Exercise task:
Each line containing the word "styles" must be reported.

Information provided:
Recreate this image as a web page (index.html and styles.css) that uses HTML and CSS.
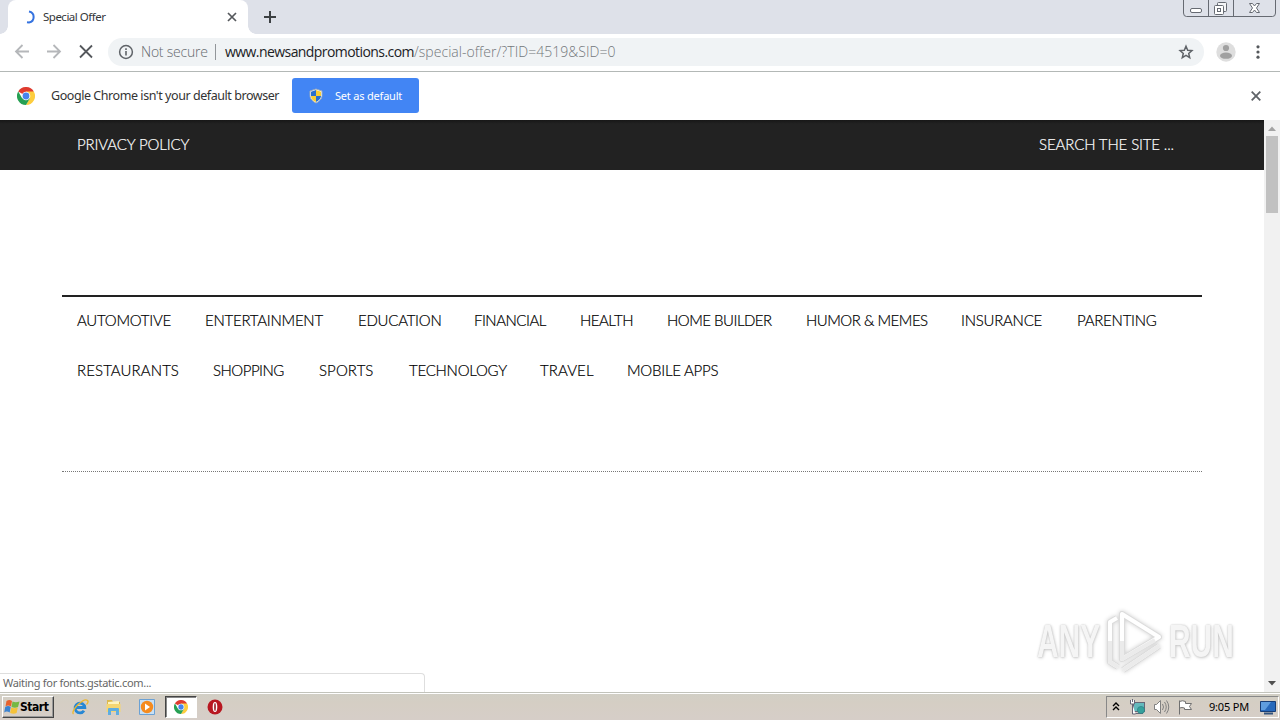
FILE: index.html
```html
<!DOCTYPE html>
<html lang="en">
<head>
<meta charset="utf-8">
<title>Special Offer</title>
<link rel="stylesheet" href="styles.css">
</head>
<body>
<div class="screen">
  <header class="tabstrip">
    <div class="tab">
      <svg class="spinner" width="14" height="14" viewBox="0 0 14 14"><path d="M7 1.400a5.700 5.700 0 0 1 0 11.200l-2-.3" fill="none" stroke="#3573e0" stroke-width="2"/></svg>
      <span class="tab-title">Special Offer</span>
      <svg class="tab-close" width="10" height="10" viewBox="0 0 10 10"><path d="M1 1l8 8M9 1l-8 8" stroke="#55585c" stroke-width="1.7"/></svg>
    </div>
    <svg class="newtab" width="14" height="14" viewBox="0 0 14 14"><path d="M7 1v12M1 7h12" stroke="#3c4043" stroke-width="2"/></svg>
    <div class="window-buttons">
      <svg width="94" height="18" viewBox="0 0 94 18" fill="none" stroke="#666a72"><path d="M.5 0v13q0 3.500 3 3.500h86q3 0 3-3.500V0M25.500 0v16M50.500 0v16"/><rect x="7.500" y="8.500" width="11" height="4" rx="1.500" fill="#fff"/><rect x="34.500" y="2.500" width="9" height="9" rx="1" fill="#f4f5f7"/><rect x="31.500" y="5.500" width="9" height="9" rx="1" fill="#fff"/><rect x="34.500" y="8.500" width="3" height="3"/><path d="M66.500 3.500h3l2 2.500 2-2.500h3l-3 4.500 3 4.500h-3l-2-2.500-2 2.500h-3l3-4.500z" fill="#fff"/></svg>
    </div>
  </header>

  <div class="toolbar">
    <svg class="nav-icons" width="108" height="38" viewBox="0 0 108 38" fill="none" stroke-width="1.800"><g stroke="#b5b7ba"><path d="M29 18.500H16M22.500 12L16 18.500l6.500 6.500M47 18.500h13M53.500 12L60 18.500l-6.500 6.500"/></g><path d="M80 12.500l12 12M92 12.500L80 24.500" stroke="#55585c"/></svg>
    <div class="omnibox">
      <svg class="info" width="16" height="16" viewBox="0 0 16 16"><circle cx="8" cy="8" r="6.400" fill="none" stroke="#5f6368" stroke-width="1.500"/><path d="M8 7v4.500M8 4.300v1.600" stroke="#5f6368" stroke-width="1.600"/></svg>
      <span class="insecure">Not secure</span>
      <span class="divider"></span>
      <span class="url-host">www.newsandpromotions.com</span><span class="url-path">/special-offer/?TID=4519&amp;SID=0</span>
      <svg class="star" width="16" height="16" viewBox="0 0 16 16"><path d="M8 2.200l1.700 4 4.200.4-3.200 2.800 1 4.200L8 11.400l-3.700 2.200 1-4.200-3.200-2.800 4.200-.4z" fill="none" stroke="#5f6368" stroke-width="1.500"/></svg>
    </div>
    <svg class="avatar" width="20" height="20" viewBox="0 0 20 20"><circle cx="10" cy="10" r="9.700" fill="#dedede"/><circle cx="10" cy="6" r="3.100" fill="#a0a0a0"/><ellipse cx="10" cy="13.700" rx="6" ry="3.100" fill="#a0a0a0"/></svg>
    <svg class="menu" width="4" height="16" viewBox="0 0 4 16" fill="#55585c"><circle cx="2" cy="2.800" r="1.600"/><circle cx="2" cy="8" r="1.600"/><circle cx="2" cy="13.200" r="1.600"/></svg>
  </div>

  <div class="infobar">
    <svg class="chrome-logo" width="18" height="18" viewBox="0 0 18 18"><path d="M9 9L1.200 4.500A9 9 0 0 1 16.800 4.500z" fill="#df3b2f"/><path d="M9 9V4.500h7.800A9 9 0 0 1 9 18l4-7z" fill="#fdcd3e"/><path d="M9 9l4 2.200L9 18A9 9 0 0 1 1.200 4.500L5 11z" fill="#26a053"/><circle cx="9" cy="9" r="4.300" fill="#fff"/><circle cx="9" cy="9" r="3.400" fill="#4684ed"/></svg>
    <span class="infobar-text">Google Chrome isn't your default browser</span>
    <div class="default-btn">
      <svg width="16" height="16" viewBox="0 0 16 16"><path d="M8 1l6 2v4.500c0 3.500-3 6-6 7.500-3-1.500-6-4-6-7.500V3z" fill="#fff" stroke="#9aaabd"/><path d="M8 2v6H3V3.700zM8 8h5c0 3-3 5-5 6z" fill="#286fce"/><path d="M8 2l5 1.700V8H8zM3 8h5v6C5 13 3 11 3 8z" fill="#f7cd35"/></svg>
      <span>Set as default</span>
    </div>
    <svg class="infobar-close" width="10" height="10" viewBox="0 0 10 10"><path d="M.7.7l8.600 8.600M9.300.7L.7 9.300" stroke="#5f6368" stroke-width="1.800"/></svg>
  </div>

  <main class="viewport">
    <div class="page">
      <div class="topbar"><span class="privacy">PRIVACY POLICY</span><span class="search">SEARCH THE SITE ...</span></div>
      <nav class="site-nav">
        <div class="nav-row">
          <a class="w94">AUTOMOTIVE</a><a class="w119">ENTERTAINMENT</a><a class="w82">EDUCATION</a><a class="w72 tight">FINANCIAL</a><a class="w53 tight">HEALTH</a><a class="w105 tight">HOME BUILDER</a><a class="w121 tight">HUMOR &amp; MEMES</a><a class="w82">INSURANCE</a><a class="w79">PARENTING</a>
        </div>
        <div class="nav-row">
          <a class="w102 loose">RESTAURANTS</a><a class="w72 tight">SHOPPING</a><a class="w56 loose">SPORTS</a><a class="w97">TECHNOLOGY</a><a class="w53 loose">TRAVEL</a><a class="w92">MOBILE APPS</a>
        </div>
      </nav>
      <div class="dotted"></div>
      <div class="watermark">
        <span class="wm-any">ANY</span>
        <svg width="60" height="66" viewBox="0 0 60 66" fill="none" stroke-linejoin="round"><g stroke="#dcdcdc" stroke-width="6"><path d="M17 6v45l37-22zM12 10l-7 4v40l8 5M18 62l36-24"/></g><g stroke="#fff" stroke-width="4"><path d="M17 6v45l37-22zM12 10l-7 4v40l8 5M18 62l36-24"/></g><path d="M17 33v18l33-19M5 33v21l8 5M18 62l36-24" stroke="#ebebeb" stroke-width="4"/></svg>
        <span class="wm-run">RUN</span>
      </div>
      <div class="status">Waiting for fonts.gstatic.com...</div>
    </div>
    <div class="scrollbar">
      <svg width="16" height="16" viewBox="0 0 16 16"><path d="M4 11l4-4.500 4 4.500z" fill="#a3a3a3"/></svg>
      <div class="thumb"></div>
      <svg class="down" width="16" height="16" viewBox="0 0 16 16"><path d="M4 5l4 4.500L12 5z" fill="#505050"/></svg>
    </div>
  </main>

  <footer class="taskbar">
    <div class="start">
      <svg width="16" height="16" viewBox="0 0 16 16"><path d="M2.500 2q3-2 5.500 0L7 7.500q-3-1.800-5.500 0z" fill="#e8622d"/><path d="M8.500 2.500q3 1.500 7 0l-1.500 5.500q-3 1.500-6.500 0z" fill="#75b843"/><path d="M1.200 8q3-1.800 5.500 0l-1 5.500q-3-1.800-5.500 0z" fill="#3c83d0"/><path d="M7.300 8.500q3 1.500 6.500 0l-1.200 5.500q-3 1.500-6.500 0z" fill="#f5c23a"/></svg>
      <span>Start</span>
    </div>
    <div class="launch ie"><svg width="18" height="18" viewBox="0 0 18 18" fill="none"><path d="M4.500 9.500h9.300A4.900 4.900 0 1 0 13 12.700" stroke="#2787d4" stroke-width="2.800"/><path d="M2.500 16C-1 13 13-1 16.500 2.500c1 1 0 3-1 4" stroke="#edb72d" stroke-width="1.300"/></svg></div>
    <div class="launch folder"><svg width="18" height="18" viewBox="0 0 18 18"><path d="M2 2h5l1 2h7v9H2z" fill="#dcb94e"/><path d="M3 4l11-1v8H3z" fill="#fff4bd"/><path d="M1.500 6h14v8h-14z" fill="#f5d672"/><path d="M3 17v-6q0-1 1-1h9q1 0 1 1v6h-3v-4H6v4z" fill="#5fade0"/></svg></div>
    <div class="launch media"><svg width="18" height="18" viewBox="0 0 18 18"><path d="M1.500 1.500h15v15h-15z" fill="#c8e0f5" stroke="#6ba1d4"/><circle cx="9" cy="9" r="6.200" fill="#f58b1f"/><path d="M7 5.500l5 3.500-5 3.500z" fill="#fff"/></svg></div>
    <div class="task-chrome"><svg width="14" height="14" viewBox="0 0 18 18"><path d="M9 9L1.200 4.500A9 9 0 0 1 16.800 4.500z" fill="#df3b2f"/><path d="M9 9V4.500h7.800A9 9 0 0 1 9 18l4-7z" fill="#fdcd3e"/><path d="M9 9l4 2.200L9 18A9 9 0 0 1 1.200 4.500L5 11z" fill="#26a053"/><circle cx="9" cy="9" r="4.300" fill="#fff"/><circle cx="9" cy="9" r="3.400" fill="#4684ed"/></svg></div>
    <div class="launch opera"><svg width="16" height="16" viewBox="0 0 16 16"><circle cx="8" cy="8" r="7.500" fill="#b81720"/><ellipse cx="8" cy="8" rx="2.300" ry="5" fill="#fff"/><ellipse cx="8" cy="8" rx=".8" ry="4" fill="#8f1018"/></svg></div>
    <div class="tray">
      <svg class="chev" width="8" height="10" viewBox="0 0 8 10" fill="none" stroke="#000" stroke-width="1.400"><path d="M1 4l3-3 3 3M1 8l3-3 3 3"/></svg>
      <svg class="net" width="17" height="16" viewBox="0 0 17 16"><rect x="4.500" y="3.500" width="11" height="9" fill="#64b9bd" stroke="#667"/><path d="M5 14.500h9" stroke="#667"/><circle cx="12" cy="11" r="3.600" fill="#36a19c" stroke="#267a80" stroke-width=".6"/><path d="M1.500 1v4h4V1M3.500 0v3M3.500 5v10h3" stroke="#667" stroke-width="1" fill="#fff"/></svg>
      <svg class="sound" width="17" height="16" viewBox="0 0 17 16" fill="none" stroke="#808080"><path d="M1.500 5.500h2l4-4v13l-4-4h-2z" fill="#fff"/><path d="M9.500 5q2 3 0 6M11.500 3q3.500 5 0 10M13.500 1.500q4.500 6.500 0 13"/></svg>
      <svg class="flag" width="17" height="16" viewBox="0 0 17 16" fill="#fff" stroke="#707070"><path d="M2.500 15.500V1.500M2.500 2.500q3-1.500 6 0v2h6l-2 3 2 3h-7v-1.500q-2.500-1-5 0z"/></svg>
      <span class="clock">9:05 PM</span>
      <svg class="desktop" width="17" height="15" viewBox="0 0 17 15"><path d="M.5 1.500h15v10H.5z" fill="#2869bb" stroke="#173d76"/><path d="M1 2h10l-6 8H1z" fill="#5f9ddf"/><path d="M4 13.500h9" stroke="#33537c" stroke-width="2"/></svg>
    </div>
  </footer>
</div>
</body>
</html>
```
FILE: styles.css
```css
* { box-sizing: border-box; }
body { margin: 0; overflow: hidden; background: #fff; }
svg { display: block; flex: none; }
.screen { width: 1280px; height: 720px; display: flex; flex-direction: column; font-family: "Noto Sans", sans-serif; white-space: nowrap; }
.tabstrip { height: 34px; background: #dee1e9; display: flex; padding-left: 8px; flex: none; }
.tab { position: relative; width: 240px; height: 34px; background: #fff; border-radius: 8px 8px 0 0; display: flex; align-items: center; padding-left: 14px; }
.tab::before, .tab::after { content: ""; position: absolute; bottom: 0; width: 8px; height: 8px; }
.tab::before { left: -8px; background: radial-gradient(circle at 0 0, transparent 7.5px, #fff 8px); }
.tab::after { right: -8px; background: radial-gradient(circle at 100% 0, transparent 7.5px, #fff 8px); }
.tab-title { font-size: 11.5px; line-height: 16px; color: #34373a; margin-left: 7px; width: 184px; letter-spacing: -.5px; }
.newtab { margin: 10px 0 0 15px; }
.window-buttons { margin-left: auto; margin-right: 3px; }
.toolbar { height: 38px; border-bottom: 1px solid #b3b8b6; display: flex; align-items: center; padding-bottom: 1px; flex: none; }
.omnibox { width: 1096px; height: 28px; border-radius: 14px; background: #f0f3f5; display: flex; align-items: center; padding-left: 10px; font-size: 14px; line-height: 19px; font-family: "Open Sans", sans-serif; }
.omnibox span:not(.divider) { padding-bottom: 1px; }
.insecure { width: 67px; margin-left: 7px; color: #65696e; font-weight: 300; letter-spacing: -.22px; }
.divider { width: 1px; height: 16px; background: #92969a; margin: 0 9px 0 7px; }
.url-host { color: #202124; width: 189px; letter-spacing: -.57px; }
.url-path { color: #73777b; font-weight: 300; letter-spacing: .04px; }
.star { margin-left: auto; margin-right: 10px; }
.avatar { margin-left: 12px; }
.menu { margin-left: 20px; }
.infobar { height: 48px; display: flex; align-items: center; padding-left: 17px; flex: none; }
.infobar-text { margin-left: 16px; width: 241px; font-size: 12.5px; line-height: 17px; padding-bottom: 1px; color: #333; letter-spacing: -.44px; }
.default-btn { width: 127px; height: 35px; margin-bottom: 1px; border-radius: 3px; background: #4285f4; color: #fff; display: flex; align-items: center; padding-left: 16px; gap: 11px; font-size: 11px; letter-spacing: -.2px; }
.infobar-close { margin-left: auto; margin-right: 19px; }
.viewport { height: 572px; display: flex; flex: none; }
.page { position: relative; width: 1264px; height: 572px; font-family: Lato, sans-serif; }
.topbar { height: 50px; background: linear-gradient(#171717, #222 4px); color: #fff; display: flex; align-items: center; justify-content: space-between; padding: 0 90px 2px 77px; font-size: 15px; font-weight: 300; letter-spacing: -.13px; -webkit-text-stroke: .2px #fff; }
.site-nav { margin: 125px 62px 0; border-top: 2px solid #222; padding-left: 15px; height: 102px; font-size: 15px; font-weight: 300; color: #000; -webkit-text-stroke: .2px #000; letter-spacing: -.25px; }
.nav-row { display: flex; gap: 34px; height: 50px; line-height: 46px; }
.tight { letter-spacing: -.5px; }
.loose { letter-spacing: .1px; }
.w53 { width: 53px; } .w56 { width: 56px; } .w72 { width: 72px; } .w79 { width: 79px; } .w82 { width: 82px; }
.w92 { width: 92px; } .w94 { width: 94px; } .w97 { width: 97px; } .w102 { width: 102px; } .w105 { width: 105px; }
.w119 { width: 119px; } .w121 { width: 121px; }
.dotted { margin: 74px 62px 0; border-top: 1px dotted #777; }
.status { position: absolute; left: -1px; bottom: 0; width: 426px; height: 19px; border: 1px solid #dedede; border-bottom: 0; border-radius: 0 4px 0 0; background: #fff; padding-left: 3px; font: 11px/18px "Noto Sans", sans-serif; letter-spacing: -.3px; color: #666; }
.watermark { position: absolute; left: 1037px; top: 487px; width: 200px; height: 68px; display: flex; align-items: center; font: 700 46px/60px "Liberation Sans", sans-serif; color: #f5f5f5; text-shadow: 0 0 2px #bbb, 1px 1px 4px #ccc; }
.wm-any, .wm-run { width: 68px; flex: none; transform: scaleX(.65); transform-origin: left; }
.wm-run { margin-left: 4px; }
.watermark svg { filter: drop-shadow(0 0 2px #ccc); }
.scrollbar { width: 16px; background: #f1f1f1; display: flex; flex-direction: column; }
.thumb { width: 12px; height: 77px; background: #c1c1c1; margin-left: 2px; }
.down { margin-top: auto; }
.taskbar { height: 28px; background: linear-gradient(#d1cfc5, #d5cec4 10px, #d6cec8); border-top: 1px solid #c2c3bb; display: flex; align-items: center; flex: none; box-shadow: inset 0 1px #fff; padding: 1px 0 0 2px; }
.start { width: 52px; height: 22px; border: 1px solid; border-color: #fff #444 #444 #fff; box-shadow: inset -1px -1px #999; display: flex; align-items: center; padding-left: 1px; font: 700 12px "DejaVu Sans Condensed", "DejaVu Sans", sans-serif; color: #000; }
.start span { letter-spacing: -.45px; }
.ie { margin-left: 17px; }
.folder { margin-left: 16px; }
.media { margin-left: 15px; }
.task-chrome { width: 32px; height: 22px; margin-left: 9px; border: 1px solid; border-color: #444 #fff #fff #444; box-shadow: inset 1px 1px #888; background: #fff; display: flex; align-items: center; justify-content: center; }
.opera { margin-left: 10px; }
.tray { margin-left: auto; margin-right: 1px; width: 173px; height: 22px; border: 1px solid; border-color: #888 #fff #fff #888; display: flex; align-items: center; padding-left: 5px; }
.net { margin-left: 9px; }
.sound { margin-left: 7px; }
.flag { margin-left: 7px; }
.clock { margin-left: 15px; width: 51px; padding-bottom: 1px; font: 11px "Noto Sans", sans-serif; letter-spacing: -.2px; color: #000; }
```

Final answer:
Recreate this image as a web page (index.html and styles.css) that uses HTML and CSS.
<link rel="stylesheet" href="styles.css">
FILE: styles.css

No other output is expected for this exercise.